◆ Written task ◆
Omit all images. Write out the rest of the material exactly.

====================

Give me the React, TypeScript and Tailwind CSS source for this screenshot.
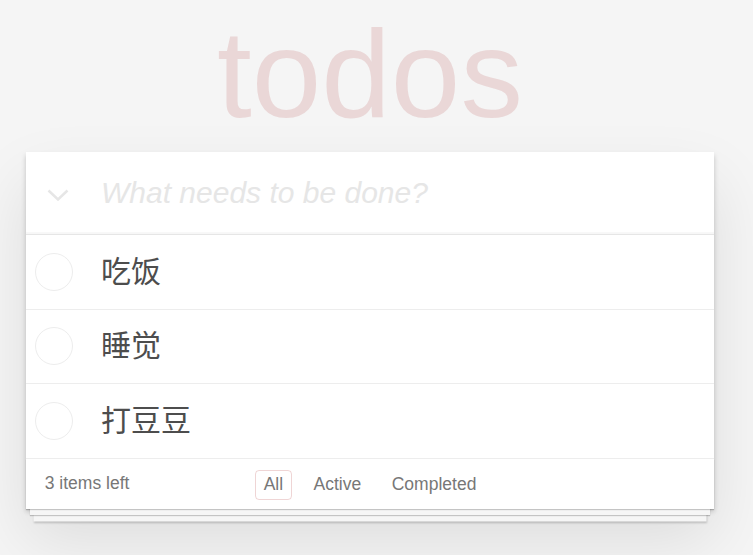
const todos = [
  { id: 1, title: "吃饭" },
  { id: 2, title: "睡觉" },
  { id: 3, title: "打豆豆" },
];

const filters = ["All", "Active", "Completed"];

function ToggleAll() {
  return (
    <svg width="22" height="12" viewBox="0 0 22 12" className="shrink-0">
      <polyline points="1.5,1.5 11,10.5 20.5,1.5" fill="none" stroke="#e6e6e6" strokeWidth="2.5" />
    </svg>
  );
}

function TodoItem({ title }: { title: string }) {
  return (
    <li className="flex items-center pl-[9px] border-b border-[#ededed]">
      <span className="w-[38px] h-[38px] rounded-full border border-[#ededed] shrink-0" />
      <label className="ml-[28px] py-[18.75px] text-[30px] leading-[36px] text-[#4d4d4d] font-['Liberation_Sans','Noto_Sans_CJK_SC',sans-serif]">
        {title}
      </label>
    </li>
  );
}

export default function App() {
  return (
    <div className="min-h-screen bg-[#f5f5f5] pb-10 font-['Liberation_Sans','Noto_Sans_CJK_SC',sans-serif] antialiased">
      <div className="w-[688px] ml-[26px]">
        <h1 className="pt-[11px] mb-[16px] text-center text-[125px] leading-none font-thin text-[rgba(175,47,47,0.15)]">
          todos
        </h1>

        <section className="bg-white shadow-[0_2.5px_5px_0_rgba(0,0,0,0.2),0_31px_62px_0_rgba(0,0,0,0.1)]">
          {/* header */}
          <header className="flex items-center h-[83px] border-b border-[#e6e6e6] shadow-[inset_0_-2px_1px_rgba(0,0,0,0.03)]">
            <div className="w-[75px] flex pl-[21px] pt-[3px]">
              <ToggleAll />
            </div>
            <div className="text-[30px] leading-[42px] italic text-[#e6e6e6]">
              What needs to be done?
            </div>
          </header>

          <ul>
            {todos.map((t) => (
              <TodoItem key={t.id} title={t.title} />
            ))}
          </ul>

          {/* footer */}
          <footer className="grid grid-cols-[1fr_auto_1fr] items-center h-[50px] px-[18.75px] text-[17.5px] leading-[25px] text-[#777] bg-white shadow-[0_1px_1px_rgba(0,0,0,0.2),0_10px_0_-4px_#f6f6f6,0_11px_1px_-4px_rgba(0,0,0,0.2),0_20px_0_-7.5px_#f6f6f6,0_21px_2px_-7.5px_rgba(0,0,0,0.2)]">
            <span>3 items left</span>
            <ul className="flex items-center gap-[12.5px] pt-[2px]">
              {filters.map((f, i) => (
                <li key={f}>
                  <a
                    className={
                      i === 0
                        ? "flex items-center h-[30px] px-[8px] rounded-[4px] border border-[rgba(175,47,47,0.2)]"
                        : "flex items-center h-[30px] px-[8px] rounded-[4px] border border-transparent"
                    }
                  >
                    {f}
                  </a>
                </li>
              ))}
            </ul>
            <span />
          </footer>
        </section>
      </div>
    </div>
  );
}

====================

◆ The solution ◆
Give me the React, TypeScript and Tailwind CSS source for this screenshot.
const todos = [
  { id: 1, title: "吃饭" },
  { id: 2, title: "睡觉" },
  { id: 3, title: "打豆豆" },
];

const filters = ["All", "Active", "Completed"];

function ToggleAll() {
  return (
    <svg width="22" height="12" viewBox="0 0 22 12" className="shrink-0">
      <polyline points="1.5,1.5 11,10.5 20.5,1.5" fill="none" stroke="#e6e6e6" strokeWidth="2.5" />
    </svg>
  );
}

function TodoItem({ title }: { title: string }) {
  return (
    <li className="flex items-center pl-[9px] border-b border-[#ededed]">
      <span className="w-[38px] h-[38px] rounded-full border border-[#ededed] shrink-0" />
      <label className="ml-[28px] py-[18.75px] text-[30px] leading-[36px] text-[#4d4d4d] font-['Liberation_Sans','Noto_Sans_CJK_SC',sans-serif]">
        {title}
      </label>
    </li>
  );
}

export default function App() {
  return (
    <div className="min-h-screen bg-[#f5f5f5] pb-10 font-['Liberation_Sans','Noto_Sans_CJK_SC',sans-serif] antialiased">
      <div className="w-[688px] ml-[26px]">
        <h1 className="pt-[11px] mb-[16px] text-center text-[125px] leading-none font-thin text-[rgba(175,47,47,0.15)]">
          todos
        </h1>

        <section className="bg-white shadow-[0_2.5px_5px_0_rgba(0,0,0,0.2),0_31px_62px_0_rgba(0,0,0,0.1)]">
          {/* header */}
          <header className="flex items-center h-[83px] border-b border-[#e6e6e6] shadow-[inset_0_-2px_1px_rgba(0,0,0,0.03)]">
            <div className="w-[75px] flex pl-[21px] pt-[3px]">
              <ToggleAll />
            </div>
            <div className="text-[30px] leading-[42px] italic text-[#e6e6e6]">
              What needs to be done?
            </div>
          </header>

          <ul>
            {todos.map((t) => (
              <TodoItem key={t.id} title={t.title} />
            ))}
          </ul>

          {/* footer */}
          <footer className="grid grid-cols-[1fr_auto_1fr] items-center h-[50px] px-[18.75px] text-[17.5px] leading-[25px] text-[#777] bg-white shadow-[0_1px_1px_rgba(0,0,0,0.2),0_10px_0_-4px_#f6f6f6,0_11px_1px_-4px_rgba(0,0,0,0.2),0_20px_0_-7.5px_#f6f6f6,0_21px_2px_-7.5px_rgba(0,0,0,0.2)]">
            <span>3 items left</span>
            <ul className="flex items-center gap-[12.5px] pt-[2px]">
              {filters.map((f, i) => (
                <li key={f}>
                  <a
                    className={
                      i === 0
                        ? "flex items-center h-[30px] px-[8px] rounded-[4px] border border-[rgba(175,47,47,0.2)]"
                        : "flex items-center h-[30px] px-[8px] rounded-[4px] border border-transparent"
                    }
                  >
                    {f}
                  </a>
                </li>
              ))}
            </ul>
            <span />
          </footer>
        </section>
      </div>
    </div>
  );
}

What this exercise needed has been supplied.